Distribution de précision
Avant chaque ouverture de silos, des échantillons de fourrage sont prélevés par carottage pour analyser la valeur nutritionnelle. « Cette méthode d’échantillonnage est plus précise et plus fiable que des prélèvements par poignée sur le front d’attaque » commente l’éleveur. Au fil de l’avancée du silo, le taux de matière sèche des fourrages est mesuré régulièrement pour ajuster les quantités brutes de fourrage à charger. Un échantillon de chaque fourrage est prélevé dans la mélangeuse et analysé avec une friteuse sans huile (voir la méthode en illustration). Thomas Coatmellec reconnaît que « cela prend un peu de temps, mais que c’est indispensable pour performer ». Le taux de matière sèche de la ration mélangée est également mesuré par la même méthode.L’objectif est de distribuer une ration entre 38 % et 40 % de matière sèche. Si elle dépasse ce niveau, l’éleveur ajoute de l’eau dans la mélangeuse pour obtenir un mélange plus compact. A ce niveau de matière sèche, l’éleveur observe « que les animaux ne peuvent pas trier dans l’auge ». Elles ingèrent donc une ration équilibrée à chaque repas.
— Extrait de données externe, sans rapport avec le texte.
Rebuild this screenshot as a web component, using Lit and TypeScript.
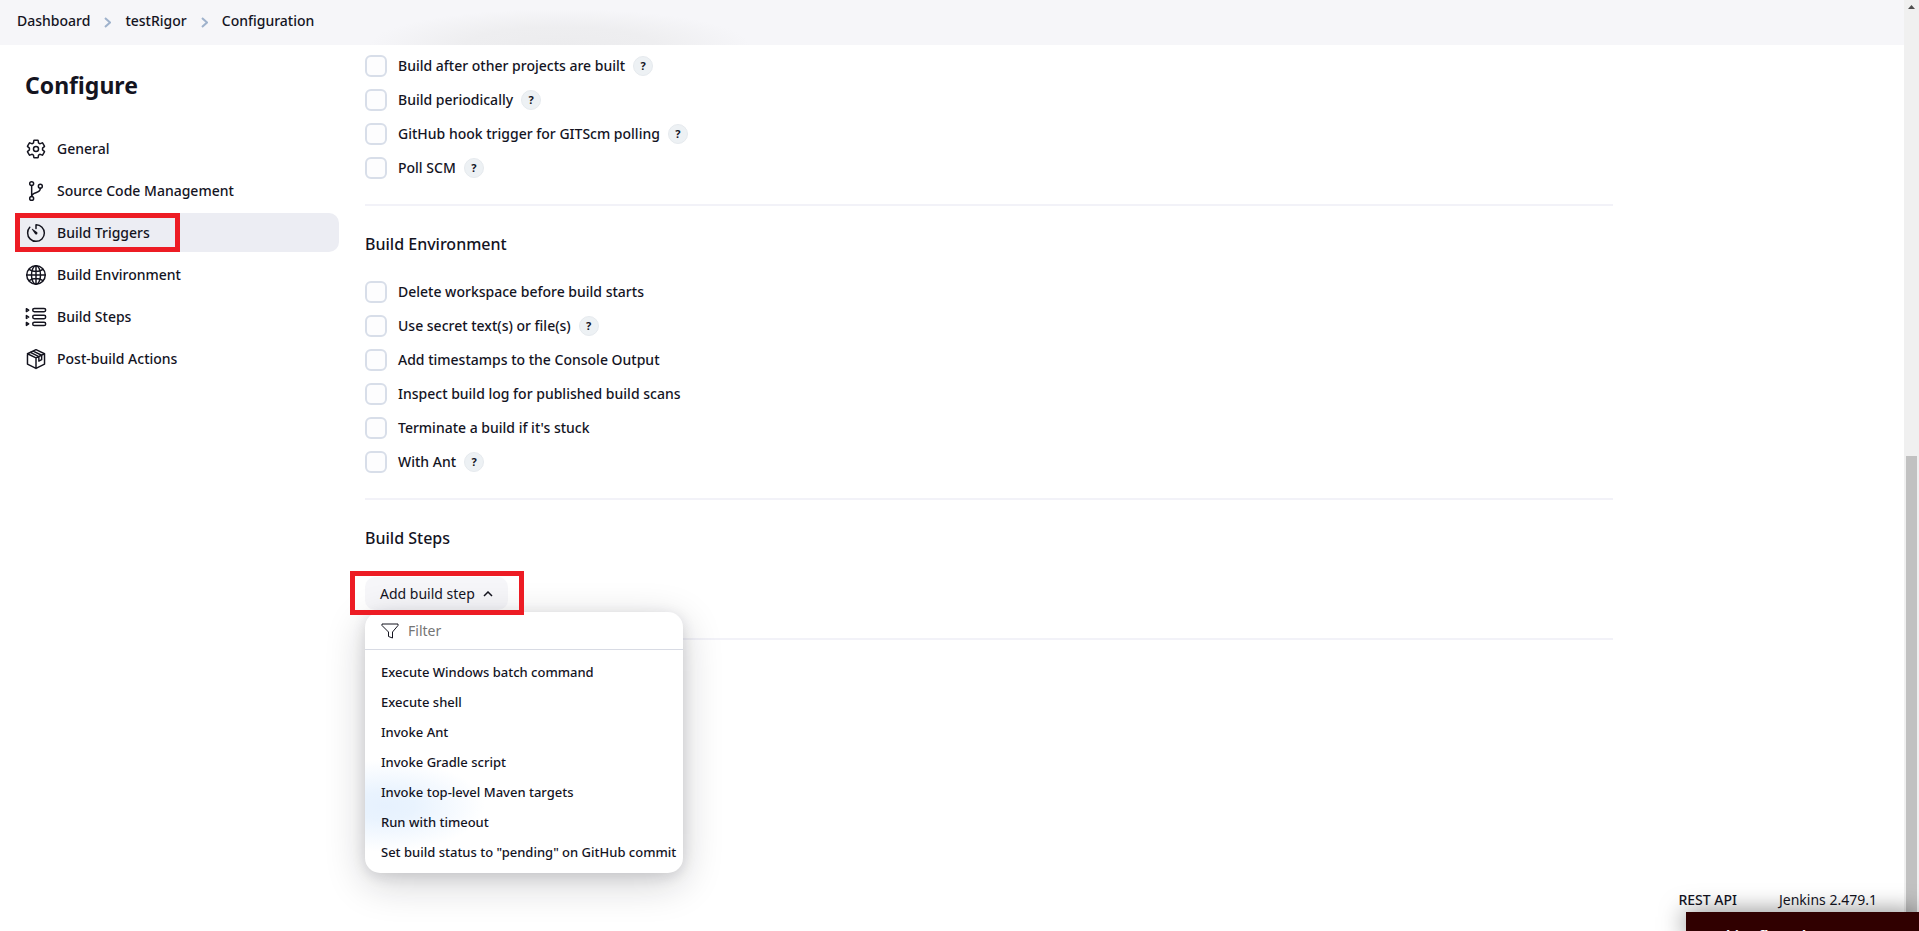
import { LitElement, html, svg, css, nothing } from "lit";
import { customElement, property, state } from "lit/decorators.js";

interface NavItem { id: string; label: string; }
interface Option { label: string; help?: boolean; }

const NAV: NavItem[] = [
  { id: "general", label: "General" },
  { id: "scm", label: "Source Code Management" },
  { id: "triggers", label: "Build Triggers" },
  { id: "environment", label: "Build Environment" },
  { id: "steps", label: "Build Steps" },
  { id: "post", label: "Post-build Actions" },
];

const TRIGGERS: Option[] = [
  { label: "Build after other projects are built", help: true },
  { label: "Build periodically", help: true },
  { label: "GitHub hook trigger for GITScm polling", help: true },
  { label: "Poll SCM", help: true },
];

const ENVIRONMENT: Option[] = [
  { label: "Delete workspace before build starts" },
  { label: "Use secret text(s) or file(s)", help: true },
  { label: "Add timestamps to the Console Output" },
  { label: "Inspect build log for published build scans" },
  { label: "Terminate a build if it's stuck" },
  { label: "With Ant", help: true },
];

const STEPS = [
  "Execute Windows batch command",
  "Execute shell",
  "Invoke Ant",
  "Invoke Gradle script",
  "Invoke top-level Maven targets",
  "Run with timeout",
  'Set build status to "pending" on GitHub commit',
];

const ICONS: Record<string, unknown> = {
  general: svg`
    <circle cx="256" cy="256" r="62"/>
    <path d="M416.4 256a154 154 0 0 1-1.5 20.8l45.2 35.5a10.8 10.8 0 0 1 2.4 13.7l-42.8 74a10.8 10.8 0 0 1-13.1 4.6l-44.9-18.1a16 16 0 0 0-15.2 1.8A164 164 0 0 1 325 400.8a16 16 0 0 0-8.8 12.1l-6.7 47.9a11 11 0 0 1-10.7 9.2h-85.6a11 11 0 0 1-10.7-8.9l-6.7-47.8a16 16 0 0 0-9-12.2 155 155 0 0 1-21.5-12.6 16 16 0 0 0-15.1-1.7l-44.9 18.1a10.8 10.8 0 0 1-13.1-4.6l-42.8-74a10.8 10.8 0 0 1 2.5-13.8l38.2-30a16 16 0 0 0 6-14c-.4-4.2-.6-8.3-.6-12.5s.2-8.3.6-12.4a16 16 0 0 0-6.1-13.9l-38.2-30A10.8 10.8 0 0 1 49.500 186l42.8-74a10.8 10.8 0 0 1 13.1-4.6l44.9 18.1a16 16 0 0 0 15.2-1.8A164 164 0 0 1 187 111.2a16 16 0 0 0 8.8-12.1l6.7-47.9A11 11 0 0 1 213.2 42h85.6a11 11 0 0 1 10.7 8.9l6.7 47.8a16 16 0 0 0 9 12.2 155 155 0 0 1 21.5 12.6 16 16 0 0 0 15.1 1.7l44.9-18.1a10.8 10.8 0 0 1 13.1 4.6l42.8 74a10.8 10.8 0 0 1-2.5 13.8l-38.2 30a16 16 0 0 0-6 14c.3 4.2.5 8.3.5 12.5z"/>`,
  scm: svg`
    <circle cx="150" cy="76" r="48"/><circle cx="150" cy="436" r="48"/><circle cx="362" cy="140" r="48"/>
    <path d="M150 388V124M362 188c0 150-202 70-208 196"/>`,
  triggers: svg`
    <path d="M104 118A205 205 0 0 0 52 254c-1 114 91 206 204 206s204-91 204-204c0-111-89-202-199-204a5 5 0 0 0-5 5v92"/>
    <path class="solid" d="M233 279l-79-113a8 8 0 0 1 11-11l113 79a32 32 0 0 1-37 53 33 33 0 0 1-8-8z"/>`,
  environment: svg`
    <circle cx="256" cy="256" r="226"/><ellipse cx="256" cy="256" rx="110" ry="226"/>
    <path d="M256 30v452M30 256h452M86 118c48 32 108 50 170 50s122-18 170-50M86 394c48-32 108-50 170-50s122 18 170 50"/>`,
  steps: svg`
    <rect x="176" y="48" width="316" height="80" rx="40"/><rect x="176" y="216" width="316" height="80" rx="40"/><rect x="176" y="384" width="316" height="80" rx="40"/>
    <path d="M22 52l56 36-56 36zM22 220l56 36-56 36zM22 388l56 36-56 36z"/>`,
  post: svg`
    <path d="M256 28L464 128v252L256 486 48 380V128zM48 128l208 102 208-102M256 230v256M118 94l208 102M186 62l208 102M326 196v112l68-36V164"/>`,
};

@customElement("symbol-icon")
export class SymbolIcon extends LitElement {
  static styles = css`
    :host { display: block; width: 20px; height: 20px; }
    .icon { display: block; width: 100%; height: 100%; fill: none; stroke: currentColor; stroke-width: 36; stroke-linejoin: round; stroke-linecap: round; overflow: visible; }
    .icon .solid { fill: currentColor; stroke: none; }
  `;
  @property() name = "";
  render() {
    return html`<svg class="icon" viewBox="12 12 488 488" aria-hidden="true">${ICONS[this.name]}</svg>`;
  }
}

@customElement("option-list")
export class OptionList extends LitElement {
  static styles = css`
    :host { display: block; }
    .list { display: grid; gap: 12px; }
    .row { display: flex; align-items: center; gap: 8px; height: 22px; }
    .option { display: flex; align-items: center; gap: 11px; font-weight: 500; line-height: 22px; }
    .box { appearance: none; box-sizing: border-box; width: 22px; height: 22px; margin: 0; border: 2px solid #d8dee9; border-radius: 6px; background: #fdfdfe; }
    .box:checked { background: #0b6aa2; border-color: #0b6aa2; }
    .help { width: 20px; height: 20px; padding: 0; border: 1px solid #e6eaee; border-radius: 50%; background: #edf1f4; color: #14141f; font: 700 11px/18px "Noto Sans", sans-serif; text-align: center; }
  `;
  @property({ attribute: false }) options: Option[] = [];
  render() {
    return html`<div class="list">${this.options.map((o) => html`
      <div class="row">
        <label class="option"><input class="box" type="checkbox">${o.label}</label>
        ${o.help ? html`<button class="help" type="button" aria-label="Help for ${o.label}">?</button>` : nothing}
      </div>`)}</div>`;
  }
}

@customElement("app-root")
export class AppRoot extends LitElement {
  static styles = css`
    :host { display: grid; grid-template-columns: minmax(0, 1fr) 15px; height: 100vh; overflow: hidden; position: relative; background: #fff; color: #14141f; font: 400 14px/20px "Noto Sans", "Open Sans", sans-serif; }
    a { color: inherit; text-decoration: none; }
    button { font-family: inherit; cursor: pointer; }

    .page { display: flex; flex-direction: column; min-width: 0; }
    .crumbs { display: flex; align-items: center; gap: 14px; box-sizing: border-box; height: 45px; padding: 0 17px 3px; font-weight: 500;
      background: radial-gradient(ellipse 190px 36px at 560px 45px, #ececee 0, #eeeef0 50%, #f6f6f9 100%) #f6f6f9; }
    .chevron { width: 7px; height: 11px; margin-top: 3px; fill: none; stroke: #9fb2cc; stroke-width: 2; }

    .body { display: grid; grid-template-columns: 324px minmax(0, 1248px); column-gap: 26px; padding: 0 15px; }
    .side { padding-top: 24px; }
    .title { margin: 0; padding-left: 10px; font-size: 23px; line-height: 32px; font-weight: 700; }
    .nav { display: grid; gap: 3px; margin-top: 28px; }
    .link { position: relative; display: flex; align-items: center; gap: 11px; height: 39px; padding-left: 11px; border-radius: 10px; font-weight: 500; }
    .link.active { background: #ecedf3; }
    .mark { position: absolute; box-sizing: border-box; border: 5px solid #ed1c24; pointer-events: none; z-index: 2; }
    .link .mark { inset: 0 auto 0 0; width: 165px; }

    .main { padding-top: 10px; }
    .section { border-bottom: 2px solid #f2f2f8; padding-bottom: 25px; }
    .section + .section { padding-top: 26px; }
    .heading { margin: 0 0 25px; font-size: 16px; line-height: 24px; font-weight: 500; }
    .adder { position: relative; width: max-content; margin: 27px 0 3px; }
    .add { display: flex; align-items: center; gap: 8px; height: 33px; padding: 0 15px; border: 0; border-radius: 10px; background: #f6f6f9; color: inherit; font-size: 14px; line-height: 20px; }
    .caret { width: 10px; height: 6px; fill: none; stroke: currentColor; stroke-width: 1.5; }
    .adder .mark { inset: -6px -16px -5px -15px; }

    .menu { position: absolute; top: calc(100% + 2px); left: 0; z-index: 1; width: 318px; border-radius: 15px; box-shadow: 0 10px 40px rgba(20, 20, 31, 0.2), 0 3px 14px rgba(20, 20, 31, 0.12);
      background: radial-gradient(ellipse 100px 46px at 20px 194px, #e6f1fe 0, #e9f3fe 30%, #fff 100%) #fff; }
    .filter { display: flex; align-items: center; gap: 9px; height: 37px; padding: 0 16px; border-bottom: 1px solid #d8dbe4; }
    .funnel { width: 18px; height: 16px; fill: none; stroke: currentColor; stroke-width: 1; stroke-linejoin: round; }
    .query { flex: 1; min-width: 0; padding: 0; border: 0; outline: 0; background: none; color: inherit; font: inherit; }
    .query::placeholder { color: #757575; opacity: 1; }
    .items { padding: 7px 0 6px; }
    .item { display: block; width: 100%; height: 30px; padding: 0 0 0 16px; border: 0; background: none; color: inherit; text-align: left; white-space: nowrap; font-size: 13px; line-height: 20px; font-weight: 500; }

    .footer { display: flex; justify-content: flex-end; gap: 42px; margin-top: auto; padding: 0 27px 21px; }
    .rest { font-weight: 500; }

    .track { display: flex; flex-direction: column; align-items: center; padding: 0 2px; background: #f0f0f0; }
    .up { width: 7px; height: 4px; margin-top: 5px; fill: #505050; }
    .thumb { width: 100%; height: 51%; margin-top: auto; background: #c1c1c1; }

    .toast { position: absolute; right: 0; bottom: 0; z-index: 3; box-sizing: border-box; width: 233px; height: 19px; padding: 14px 18px 0; overflow: hidden; background: #300000; color: #fff; font-size: 14px; line-height: 20px; font-weight: 700; white-space: nowrap; box-shadow: 0 2px 26px rgba(0, 0, 0, 0.6); }
  `;

  @state() private active = "triggers";

  private chevron() {
    return html`<svg class="chevron" viewBox="0 0 7 11" aria-hidden="true"><path d="M1 1l5 4.5-5 4.5"/></svg>`;
  }

  render() {
    return html`
      <div class="page">
        <nav class="crumbs" aria-label="Breadcrumbs">
          <a href="#dashboard">Dashboard</a>${this.chevron()}
          <a href="#job">testRigor</a>${this.chevron()}
          <a href="#configuration">Configuration</a>
        </nav>
        <div class="body">
          <aside class="side">
            <h1 class="title">Configure</h1>
            <nav class="nav" aria-label="Sections">
              ${NAV.map((n) => html`
                <a class="link ${n.id === this.active ? "active" : ""}" href="#${n.id}" @click=${() => (this.active = n.id)}>
                  <symbol-icon .name=${n.id}></symbol-icon>${n.label}
                  ${n.id === "triggers" ? html`<span class="mark"></span>` : nothing}
                </a>`)}
            </nav>
          </aside>
          <main class="main">
            <section class="section"><option-list .options=${TRIGGERS}></option-list></section>
            <section class="section">
              <h2 class="heading">Build Environment</h2>
              <option-list .options=${ENVIRONMENT}></option-list>
            </section>
            <section class="section">
              <h2 class="heading">Build Steps</h2>
              <div class="adder">
                <button class="add" type="button" aria-expanded="true">Add build step
                  <svg class="caret" viewBox="0 0 10 6" aria-hidden="true"><path d="M1 5l4-4 4 4"/></svg>
                </button>
                <div class="menu">
                  <label class="filter">
                    <svg class="funnel" viewBox="0 0 18 16" aria-hidden="true"><path d="M1 1h16v1.5L11.5 9v6l-4-1.5V9L1 2.5z"/></svg>
                    <input class="query" type="text" placeholder="Filter" aria-label="Filter">
                  </label>
                  <div class="items">${STEPS.map((s) => html`<button class="item" type="button">${s}</button>`)}</div>
                </div>
                <span class="mark"></span>
              </div>
            </section>
          </main>
        </div>
        <footer class="footer">
          <a class="rest" href="#api">REST API</a>
          <a href="#about">Jenkins 2.479.1</a>
        </footer>
      </div>
      <div class="track" aria-hidden="true">
        <svg class="up" viewBox="0 0 7 4"><path d="M0 4L3.5 0 7 4z"/></svg>
        <div class="thumb"></div>
      </div>
      <div class="toast" role="status">Jenkins flatted</div>
    `;
  }
}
La ration des vaches en lactation est distribuée en fin d’après-midi. Thomas Coatmellec y voit trois avantages. Tout d’abord, l’élevage n’étant pas équipé d’un repousse-fourrage automatique, les animaux ont accès à la ration pendant toute la nuit. Le deuxième avantage s’observe en période de forte chaleur : la distribution a lieu lorsque la température redescend ce qui favorise les ingestions. L’éleveur remarque également que, l’hiver, « la distribution en fin d’après-midi attire moins les étourneaux à l’auge ». Dans la journée, la ration est repoussée dans l’auge deux à trois fois par jour. « Je vise le zéro refus : je ne me formalise pas si l’auge est vide pendant une heure par jour » commente l’éleveur qui ajoute que « lorsque les vaches étaient traites en salle de traite, elles n’avaient pas accès à l’auge pendant plus de six heures par jour ».
Même s’il dispose de deux alimentateurs par robot, Thomas Coatmellec a choisi de ne distribuer qu’un seul concentré au robot à raison de 1,1 kg de concentrés pour 10 kg de lait produit. Ce concentré à base de farine de maïs et de tourteau de soja contient des nutritionnels comme de la méthionine protégée et non protégée (cette dernière nourrie les bactéries du rumen et améliore l’efficacité de transformation de la ration), des levures et de la matière grasse hydrogénée. La ration totale (à l’auge et au robot de traite) coûte 6,86 € par vache et par jour. Grâce à son excellente transformation en lait (1 kg de ration permettant de produire 1,67 kg de lait payé 0,47 €), la marge sur coût alimentaire dépasse 12 € par jour et par vache.
Nouveau décollage pour la productivité laitière
Augmenter la quantité de lait par vache est l’objectif le plus fréquemment cité par les 201 éleveurs laitiers que Le Mag XXLait a interrogé ce printemps. Plus du quart des interviewés ont cité spontanément la productivité laitière dans leurs priorités d’amélioration pour les 3 années à venir. Depuis la fin de l’année 2022, l’objectif de productivité laitière se renforce dans nos enquêtes. Aujourd’hui, 48 % des éleveurs laitiers affirment s’inscrire dans une stratégie productive, c’est-à-dire de saturer les facteurs de production pour les rentabiliser, voire d’investir pour produire plus de lait. C’est 10 points de plus par rapport à la fin de l’année 2022. Le prix du lait plus favorable depuis 2022 (même si en euros constants, il est égal à celui de l’année 2000 !) incite les éleveurs qui souhaitent rester dans le métier à produire plus de lait tout en restant prudent sur les investissements d’agrandissement. L’augmentation de la productivité laitière est donc un levier pour livrer plus de lait en augmentant la marge sur coût alimentaire (MCA) par place de vache. Aujourd’hui, les élevages productifs dépassent 12 € de MCA par vache et par jour.